The CIP includes a rights-based component FP that had yet to be defined. The content of the workshop was directly relevant. It clarified key rights-related concepts; identified the human rights that apply to FP programs; introduced a conceptual framework for voluntary FP programs that respect, protect, and fulfill human rights; and offered guidance for transforming abstract rights concepts into practical, programmatic action steps. Facilitated exercises and group work enabled government officials to formulate activities and program monitoring indicators to incorporate into their national plan. EngenderHealth staff and partners from the USAID-funded Fistula Care+ Project/ Uganda and the BMGF-funded Implants Initiative also developed action, monitoring, and evaluation plans that they will incorporate into their respective annual workplans.

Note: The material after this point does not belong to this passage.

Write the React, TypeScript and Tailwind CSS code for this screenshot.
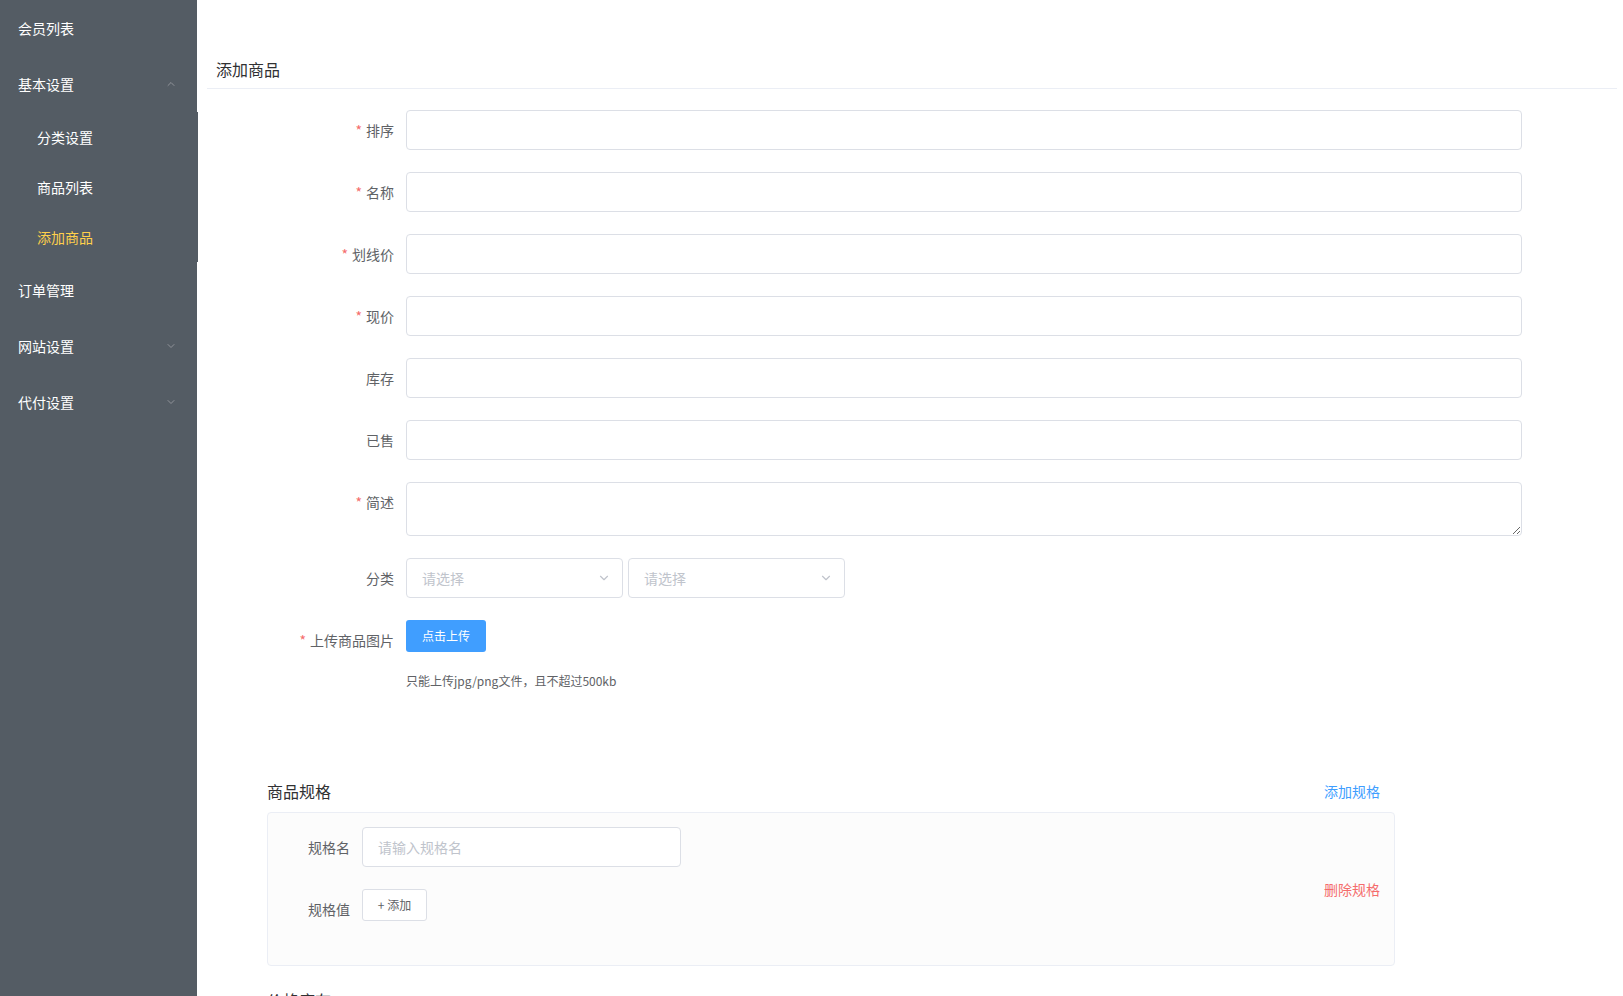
import { ChevronDown, ChevronUp } from 'lucide-react';

const font = { fontFamily: '"Microsoft YaHei", "Noto Sans CJK SC", "Noto Sans", sans-serif' };

function Sidebar() {
  const top = 'h-[56px] flex items-center justify-between pl-[18px] pr-[20px] text-[14px] text-white';
  const sub = 'h-[50px] flex items-center pl-[37px] text-[14px]';
  return (
    <aside className="w-[197px] shrink-0 bg-[#545c64] min-h-screen">
      <div className={top}>会员列表</div>
      <div className={top}>
        <span>基本设置</span>
        <ChevronUp size={12} className="text-[#909399]" />
      </div>
      <div className="bg-[#545c64] w-[198px]">
        <div className={sub + ' text-white'}>分类设置</div>
        <div className={sub + ' text-white'}>商品列表</div>
        <div className={sub + ' text-[#ffd04b]'}>添加商品</div>
      </div>
      <div className={top}>订单管理</div>
      <div className={top}>
        <span>网站设置</span>
        <ChevronDown size={12} className="text-[#909399]" />
      </div>
      <div className={top}>
        <span>代付设置</span>
        <ChevronDown size={12} className="text-[#909399]" />
      </div>
    </aside>
  );
}

function Label({ text, required }: { text: string; required?: boolean }) {
  return (
    <label className="w-[199px] shrink-0 pr-[12px] text-right text-[14px] leading-[40px] text-[#606266]">
      {required && <span className="text-[#f56c6c] mr-[4px]">*</span>}
      {text}
    </label>
  );
}

function Field({ label, required }: { label: string; required?: boolean }) {
  return (
    <div className="flex mb-[22px]">
      <Label text={label} required={required} />
      <input className="w-[1116px] h-[40px] border border-[#dcdfe6] rounded-[4px] px-[15px] text-[14px] outline-none bg-white" />
    </div>
  );
}

function Select() {
  return (
    <div className="w-[217px] h-[40px] border border-[#dcdfe6] rounded-[4px] flex items-center justify-between pl-[15px] pr-[11px] bg-white">
      <span className="text-[14px] text-[#c0c4cc]">请选择</span>
      <ChevronDown size={14} className="text-[#c0c4cc]" />
    </div>
  );
}

export default function App() {
  return (
    <div className="flex min-h-screen bg-white text-[#606266]" style={font}>
      <Sidebar />
      <main className="flex-1 pl-[10px] pr-[6px]">
        <div className="pt-[57px] pb-[7px] pl-[9px] border-b border-[#ebeef5] text-[16px] leading-[24px] text-[#303133]">
          添加商品
        </div>
        <form className="mt-[21px]">
          <Field label="排序" required />
          <Field label="名称" required />
          <Field label="划线价" required />
          <Field label="现价" required />
          <Field label="库存" />
          <Field label="已售" />
          <div className="flex mb-[22px]">
            <Label text="简述" required />
            <textarea
              rows={2}
              className="w-[1116px] h-[54px] border border-[#dcdfe6] rounded-[4px] px-[15px] py-[5px] text-[14px] leading-[21px] outline-none"
            />
          </div>
          <div className="flex mb-[22px]">
            <Label text="分类" />
            <div className="flex gap-[5px]">
              <Select />
              <Select />
            </div>
          </div>
          <div className="flex">
            <Label text="上传商品图片" required />
            <div>
              <button
                type="button"
                className="w-[80px] h-[32px] rounded-[3px] bg-[#409eff] text-white text-[12px]"
              >
                点击上传
              </button>
              <div className="mt-[19px] text-[12px] leading-[20px] text-[#606266]">
                只能上传jpg/png文件，且不超过500kb
              </div>
            </div>
          </div>
        </form>

        <section className="ml-[60px] w-[1128px] mt-[88px]">
          <div className="flex items-center justify-between pr-[15px] mb-[9px] h-[24px]">
            <h3 className="text-[16px] text-[#303133]">商品规格</h3>
            <span className="text-[14px] text-[#409eff]">添加规格</span>
          </div>
          <div className="border border-[#ebeef5] bg-[#fcfcfc] rounded-[4px] p-[14px] flex items-center justify-between">
            <div>
              <div className="flex mb-[22px]">
                <span className="w-[80px] pr-[12px] text-right text-[14px] leading-[40px] text-[#606266]">规格名</span>
                <div className="w-[319px] h-[40px] border border-[#dcdfe6] rounded-[4px] bg-white flex items-center pl-[15px] text-[14px] text-[#c0c4cc]">
                  请输入规格名
                </div>
              </div>
              <div className="flex mb-[22px] h-[40px]">
                <span className="w-[80px] pr-[12px] text-right text-[14px] leading-[40px] text-[#606266]">规格值</span>
                <button
                  type="button"
                  className="w-[65px] h-[32px] border border-[#dcdfe6] rounded-[3px] bg-white text-[12px] text-[#606266]"
                >
                  + 添加
                </button>
              </div>
            </div>
            <span className="text-[14px] text-[#f56c6c]">删除规格</span>
          </div>
          <h3 className="mt-[22px] text-[16px] leading-[24px] text-[#303133]">价格库存</h3>
        </section>
      </main>
    </div>
  );
}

The workshop benefited greatly from the active engagement and dynamic leadership of Dr. Zainab Akol, Principal Medical Officer for Family Planning FP and Reproductive Health (RH) within the MOH. “It is vital to me,” she said, “as the lead person for FP in Uganda, to serve as an advocate for rights and choice issues (in FP) as well as train other advocates. We will review all national standards including training materials.” High-level government commitment to rights-based FP was further demonstrated by the participation of two members of Parliament and several district health officers, as well as the supportive comments of Dr. Collins Tusingwire, Assistant Commissioner of RH in the MOH.

Importantly what emerged from the meeting is that much can be done to strengthen contraceptive choice and human rights in FP programs by doing ongoing activities differently, as opposed to doing more that would require additional resources. For example:

  • Sharing workshop content with the Maternal and Child Health Technical Working Group at an upcoming meeting;
  • Making FP choice and rights an agenda item in every FP forum, including at District Health Officer meetings;
  • Orienting supervisors as advocates for choice and rights;
  • Incorporating choice and rights into capacity-building, supervision, monitoring, and quality assurance;
  • Building choice and rights into performance expectations and motivation mechanisms;
  • Reviewing FP policies, strategies, guidelines, and training materials to ensure their compliance with a rights-based approach; and
  • Addressing contraceptive security issues to ensure the availability of FP commodities and supplies at all service delivery levels.

In addition, Dr. Akol proposed seeking additional resources to support the development and conduct of a research agenda to demonstrate the “so what” of incorporating a rights-based approach into FP and other health programs. While there is some global evidence of the value added by taking a human rights approach to FP and other healthcare programs, it is scant. A more robust body of evidence would go a long way to marshal donor and government support for taking this approach.

Uganda is well poised to be a global leader in demonstrating the rights-based approach in action and to generate evidence that it can be a low-cost, high-impact game changer. We will follow their experience and results with keen interest.